I uploaded the full code in this gist: https://gist.github.com/johannesjh/2da0ffdc5458fd46b6c32dc7e84e4d30

@real-yfprojects what do you think about it?

real-yfprojects commented 1 year ago

Very nice although I wouldn't have used OOP for a script since the well defined API introduces quite some unused code.

johannesjh commented 1 year ago

I extended the prototype, published as a new version of the gist at https://gist.github.com/johannesjh/2da0ffdc5458fd46b6c32dc7e84e4d30. It can now parse requirements.txt files, and it produces flatpak build manifests as output.

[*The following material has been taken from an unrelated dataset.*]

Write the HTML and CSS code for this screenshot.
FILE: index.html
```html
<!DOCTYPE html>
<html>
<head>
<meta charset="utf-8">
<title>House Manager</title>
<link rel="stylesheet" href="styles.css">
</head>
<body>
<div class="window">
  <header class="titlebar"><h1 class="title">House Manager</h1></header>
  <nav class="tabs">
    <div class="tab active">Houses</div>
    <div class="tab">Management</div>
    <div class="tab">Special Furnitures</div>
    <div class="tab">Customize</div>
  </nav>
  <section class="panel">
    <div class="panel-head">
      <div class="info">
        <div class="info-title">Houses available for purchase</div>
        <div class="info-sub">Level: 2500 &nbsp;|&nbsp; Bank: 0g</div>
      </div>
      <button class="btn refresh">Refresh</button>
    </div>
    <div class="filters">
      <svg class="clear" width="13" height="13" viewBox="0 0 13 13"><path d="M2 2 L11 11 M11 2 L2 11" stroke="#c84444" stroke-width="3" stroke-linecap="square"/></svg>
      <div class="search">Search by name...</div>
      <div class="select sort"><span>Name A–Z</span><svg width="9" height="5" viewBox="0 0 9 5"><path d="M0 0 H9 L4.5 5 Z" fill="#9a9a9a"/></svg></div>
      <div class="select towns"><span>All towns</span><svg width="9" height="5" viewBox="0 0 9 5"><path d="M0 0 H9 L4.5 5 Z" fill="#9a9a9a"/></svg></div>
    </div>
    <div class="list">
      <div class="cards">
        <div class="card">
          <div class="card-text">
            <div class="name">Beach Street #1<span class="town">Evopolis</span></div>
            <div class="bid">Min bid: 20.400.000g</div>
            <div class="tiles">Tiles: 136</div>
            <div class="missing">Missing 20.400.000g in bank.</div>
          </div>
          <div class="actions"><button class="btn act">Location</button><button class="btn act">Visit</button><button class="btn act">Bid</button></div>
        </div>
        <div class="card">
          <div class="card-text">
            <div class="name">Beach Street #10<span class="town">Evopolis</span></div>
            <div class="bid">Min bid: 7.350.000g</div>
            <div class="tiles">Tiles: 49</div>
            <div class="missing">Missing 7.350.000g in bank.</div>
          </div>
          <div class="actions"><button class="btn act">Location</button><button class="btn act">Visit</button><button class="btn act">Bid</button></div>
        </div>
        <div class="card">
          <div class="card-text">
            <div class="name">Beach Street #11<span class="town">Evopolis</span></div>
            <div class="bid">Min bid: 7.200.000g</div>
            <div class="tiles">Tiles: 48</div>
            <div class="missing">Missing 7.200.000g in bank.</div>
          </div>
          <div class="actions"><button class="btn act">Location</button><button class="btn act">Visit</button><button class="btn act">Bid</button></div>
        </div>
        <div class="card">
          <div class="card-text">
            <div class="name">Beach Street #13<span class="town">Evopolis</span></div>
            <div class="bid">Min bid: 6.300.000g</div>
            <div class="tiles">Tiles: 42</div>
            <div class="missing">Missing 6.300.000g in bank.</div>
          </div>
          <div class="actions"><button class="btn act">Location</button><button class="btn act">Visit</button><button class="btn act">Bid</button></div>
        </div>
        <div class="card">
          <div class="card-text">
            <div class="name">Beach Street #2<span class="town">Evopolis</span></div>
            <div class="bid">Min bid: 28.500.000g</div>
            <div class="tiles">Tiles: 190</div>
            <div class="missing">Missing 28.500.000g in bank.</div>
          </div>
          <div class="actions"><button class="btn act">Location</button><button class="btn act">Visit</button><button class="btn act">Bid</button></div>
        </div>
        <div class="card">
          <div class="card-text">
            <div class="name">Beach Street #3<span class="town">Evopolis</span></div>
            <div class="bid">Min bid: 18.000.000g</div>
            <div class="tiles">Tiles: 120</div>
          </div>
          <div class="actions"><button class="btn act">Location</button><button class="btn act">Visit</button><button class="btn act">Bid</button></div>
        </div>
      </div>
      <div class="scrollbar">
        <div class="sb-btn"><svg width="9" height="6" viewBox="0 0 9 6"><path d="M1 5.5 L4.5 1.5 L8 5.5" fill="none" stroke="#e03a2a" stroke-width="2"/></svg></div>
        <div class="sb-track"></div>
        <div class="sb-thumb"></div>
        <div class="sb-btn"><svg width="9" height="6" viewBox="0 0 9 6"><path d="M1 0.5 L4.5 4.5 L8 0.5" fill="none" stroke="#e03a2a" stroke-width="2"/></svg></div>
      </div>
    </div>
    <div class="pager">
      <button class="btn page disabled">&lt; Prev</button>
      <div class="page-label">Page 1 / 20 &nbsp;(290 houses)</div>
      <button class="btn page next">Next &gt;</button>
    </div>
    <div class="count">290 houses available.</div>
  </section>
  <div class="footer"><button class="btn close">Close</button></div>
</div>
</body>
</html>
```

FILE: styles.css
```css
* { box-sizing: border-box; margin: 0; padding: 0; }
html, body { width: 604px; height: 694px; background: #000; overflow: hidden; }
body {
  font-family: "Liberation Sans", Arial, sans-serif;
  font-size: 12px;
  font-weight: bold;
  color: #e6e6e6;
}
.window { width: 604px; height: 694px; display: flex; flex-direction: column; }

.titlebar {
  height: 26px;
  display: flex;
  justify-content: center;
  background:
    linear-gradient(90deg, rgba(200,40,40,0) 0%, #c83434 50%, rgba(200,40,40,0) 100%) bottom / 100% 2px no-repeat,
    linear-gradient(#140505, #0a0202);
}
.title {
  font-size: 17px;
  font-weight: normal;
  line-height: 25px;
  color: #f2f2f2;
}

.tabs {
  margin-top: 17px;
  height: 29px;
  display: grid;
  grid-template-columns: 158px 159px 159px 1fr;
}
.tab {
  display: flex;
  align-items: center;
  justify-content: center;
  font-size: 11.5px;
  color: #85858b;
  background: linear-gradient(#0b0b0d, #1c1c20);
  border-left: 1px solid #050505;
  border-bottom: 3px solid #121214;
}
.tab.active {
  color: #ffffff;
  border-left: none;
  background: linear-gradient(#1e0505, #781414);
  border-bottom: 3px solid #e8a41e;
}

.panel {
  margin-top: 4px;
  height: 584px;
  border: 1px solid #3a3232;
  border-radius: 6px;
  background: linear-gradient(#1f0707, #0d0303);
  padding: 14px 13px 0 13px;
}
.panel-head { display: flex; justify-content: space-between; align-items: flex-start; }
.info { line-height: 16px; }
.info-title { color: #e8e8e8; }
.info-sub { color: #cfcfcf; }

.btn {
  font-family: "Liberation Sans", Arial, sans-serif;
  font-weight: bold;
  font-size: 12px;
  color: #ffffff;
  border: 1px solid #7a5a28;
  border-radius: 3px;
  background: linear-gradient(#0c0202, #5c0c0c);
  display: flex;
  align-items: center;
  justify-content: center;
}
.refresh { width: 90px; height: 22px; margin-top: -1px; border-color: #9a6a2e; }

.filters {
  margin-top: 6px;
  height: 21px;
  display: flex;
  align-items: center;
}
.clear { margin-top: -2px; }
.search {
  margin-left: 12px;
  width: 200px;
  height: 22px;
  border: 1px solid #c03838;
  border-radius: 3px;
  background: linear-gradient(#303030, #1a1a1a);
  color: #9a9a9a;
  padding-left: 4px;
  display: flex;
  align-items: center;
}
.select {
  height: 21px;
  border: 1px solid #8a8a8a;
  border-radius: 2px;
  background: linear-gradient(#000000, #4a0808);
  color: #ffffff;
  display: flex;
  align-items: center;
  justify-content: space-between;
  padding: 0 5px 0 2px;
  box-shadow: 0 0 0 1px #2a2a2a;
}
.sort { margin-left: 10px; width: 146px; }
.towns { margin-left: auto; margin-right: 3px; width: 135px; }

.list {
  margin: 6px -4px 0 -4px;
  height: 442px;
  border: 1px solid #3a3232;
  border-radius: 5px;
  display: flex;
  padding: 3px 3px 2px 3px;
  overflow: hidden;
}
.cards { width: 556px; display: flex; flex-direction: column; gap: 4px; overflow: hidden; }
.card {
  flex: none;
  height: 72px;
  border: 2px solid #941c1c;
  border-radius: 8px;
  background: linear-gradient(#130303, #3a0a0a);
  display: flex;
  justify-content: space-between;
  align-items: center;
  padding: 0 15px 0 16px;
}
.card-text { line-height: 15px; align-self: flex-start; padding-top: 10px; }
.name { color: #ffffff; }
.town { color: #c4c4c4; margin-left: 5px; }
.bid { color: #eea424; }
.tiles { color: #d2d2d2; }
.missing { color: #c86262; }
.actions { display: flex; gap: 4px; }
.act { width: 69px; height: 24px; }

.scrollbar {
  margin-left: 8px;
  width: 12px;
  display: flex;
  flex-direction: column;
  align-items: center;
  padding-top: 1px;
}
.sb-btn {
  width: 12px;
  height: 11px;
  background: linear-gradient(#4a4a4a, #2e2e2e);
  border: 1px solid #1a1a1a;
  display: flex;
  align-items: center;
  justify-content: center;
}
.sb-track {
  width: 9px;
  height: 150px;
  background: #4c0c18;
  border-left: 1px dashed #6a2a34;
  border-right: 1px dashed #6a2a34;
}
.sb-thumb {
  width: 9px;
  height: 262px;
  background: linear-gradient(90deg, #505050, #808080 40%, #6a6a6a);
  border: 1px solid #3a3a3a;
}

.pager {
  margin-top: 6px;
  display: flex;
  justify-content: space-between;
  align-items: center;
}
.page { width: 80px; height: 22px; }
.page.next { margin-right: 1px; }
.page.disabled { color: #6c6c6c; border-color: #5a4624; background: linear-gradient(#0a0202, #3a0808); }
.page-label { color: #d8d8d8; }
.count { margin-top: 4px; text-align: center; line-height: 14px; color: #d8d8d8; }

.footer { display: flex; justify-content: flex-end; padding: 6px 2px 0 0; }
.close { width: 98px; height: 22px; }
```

About the OOP programming style: The script has now grown to over 400 lines... and yes, the object-oriented programming style makes it rather verbose. Hopefully also well-structured and easier to maintain, because: When I started writing the script, I originally also wanted a more straightforward procedural style, but things got complex so I wanted strictly typed data structures, so I started using dataclasses and continued to structure the program in a more object-oriented way, that's how it came to be.

About unused code: can you be more specific? If there is unused code, we can of course remove it.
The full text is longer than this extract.